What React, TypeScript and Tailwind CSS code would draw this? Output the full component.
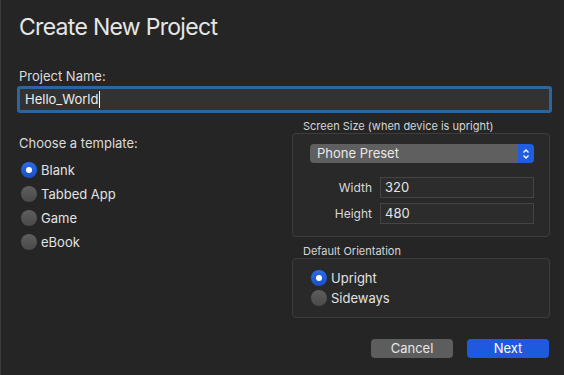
import { type ReactNode } from "react";

function Radio({ checked, label }: { checked?: boolean; label: string }) {
  return (
    <div className="flex items-center gap-[4px]">
      <span
        className={
          checked
            ? "flex h-[16px] w-[16px] items-center justify-center rounded-full bg-gradient-to-b from-[#2a6ce8] to-[#1a4fc8]"
            : "flex h-[16px] w-[16px] items-center justify-center rounded-full bg-gradient-to-b from-[#5e5e5e] to-[#4a4a4a]"
        }
      >
        {checked && <span className="h-[6px] w-[6px] rounded-full bg-white" />}
      </span>
      <span className="text-[13px] leading-[16px] text-[#e2e2e2]">{label}</span>
    </div>
  );
}

function GroupBox({ title, children, className }: { title: string; children: ReactNode; className?: string }) {
  return (
    <div>
      <div className="pl-[11px] text-[11px] leading-[13px] text-[#d6d6d6]">{title}</div>
      <div className={"rounded-[4px] border border-[#3d3d3d] bg-[#292929] " + (className ?? "")}>
        {children}
      </div>
    </div>
  );
}

function SizeField({ label, value }: { label: string; value: string }) {
  return (
    <div className="flex items-center">
      <span className="w-[80px] pr-[8px] text-right text-[12px] text-[#d8d8d8]">{label}</span>
      <div className="flex h-[21px] w-[154px] items-center border border-[#444] bg-[#2c2c2c] pl-[4px] text-[13px] text-[#e4e4e4]">
        {value}
      </div>
    </div>
  );
}

export default function App() {
  return (
    <div className="h-[375px] w-[564px] overflow-hidden border-l border-[#3a3a3a] bg-[#252525] pl-[18px] font-['Inter',sans-serif] text-[#e0e0e0]">
      <h1 className="pt-[13px] text-[23px] leading-[28px] tracking-[-0.7px] text-[#e6e6e6]">Create New Project</h1>

      <div className="mt-[27px] text-[13px] leading-[16px] text-[#dcdcdc]">Project Name:</div>
      <div className="ml-[-2px] mt-[2px] flex h-[27px] w-[535px] items-center rounded-[3px] border-[3px] border-[#2b66a0] bg-[#323232] pl-[5px] text-[13px] text-[#ececec]">
        Hello_World
        <span className="ml-[1px] h-[17px] w-[1px] bg-white" />
      </div>

      <div className="mt-[7px] flex">
        <div className="w-[273px] pt-[15px]">
          <div className="text-[13px] leading-[16px] text-[#dcdcdc]">Choose a template:</div>
          <div className="ml-[2px] mt-[7px] flex flex-col">
            {["Blank", "Tabbed App", "Game", "eBook"].map((t, i) => (
              <div key={t} className="flex h-[24px] items-center">
                <Radio checked={i === 0} label={t} />
              </div>
            ))}
          </div>
        </div>

        <div className="w-[258px]">
          <GroupBox title="Screen Size (when device is upright)" className="h-[104px] pl-[17px] pr-[15px] pt-[10px]">
            <div className="flex h-[19px] items-stretch overflow-hidden rounded-[4px]">
              <div className="flex flex-1 items-center bg-[#5f5f5f] pl-[7px] text-[13px] text-[#e8e8e8]">Phone Preset</div>
              <div className="flex w-[16px] items-center justify-center bg-[#1f5ee0]">
                <svg width="8" height="12" viewBox="0 0 8 12" fill="none" stroke="white" strokeWidth="1.3">
                  <path d="M1.5 4.5 L4 2 L6.5 4.5" />
                  <path d="M1.5 7.5 L4 10 L6.5 7.5" />
                </svg>
              </div>
            </div>
            <div className="ml-[-17px] mt-[14px] flex flex-col gap-[5px] pl-[7px]">
              <SizeField label="Width" value="320" />
              <SizeField label="Height" value="480" />
            </div>
          </GroupBox>

          <div className="mt-[8px]">
            <GroupBox title="Default Orientation" className="h-[60px] pl-[18px] pt-[9px]">
              <div className="flex h-[20px] items-center">
                <Radio checked label="Upright" />
              </div>
              <div className="flex h-[20px] items-center">
                <Radio label="Sideways" />
              </div>
            </GroupBox>
          </div>

          <div className="mt-[21px] flex justify-end gap-[14px] pr-[1px]">
            <button className="h-[19px] w-[82px] rounded-[4px] bg-[#5d5d5d] text-[13px] text-[#e6e6e6]">Cancel</button>
            <button className="h-[19px] w-[82px] rounded-[4px] bg-[#1f5ade] text-[13px] text-white">Next</button>
          </div>
        </div>
      </div>
    </div>
  );
}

- _Objective_
Copy every line of the data that holds the string "full".

- _Solved exercise_
What React, TypeScript and Tailwind CSS code would draw this? Output the full component.
            ? "flex h-[16px] w-[16px] items-center justify-center rounded-full bg-gradient-to-b from-[#2a6ce8] to-[#1a4fc8]"
            : "flex h-[16px] w-[16px] items-center justify-center rounded-full bg-gradient-to-b from-[#5e5e5e] to-[#4a4a4a]"
        {checked && <span className="h-[6px] w-[6px] rounded-full bg-white" />}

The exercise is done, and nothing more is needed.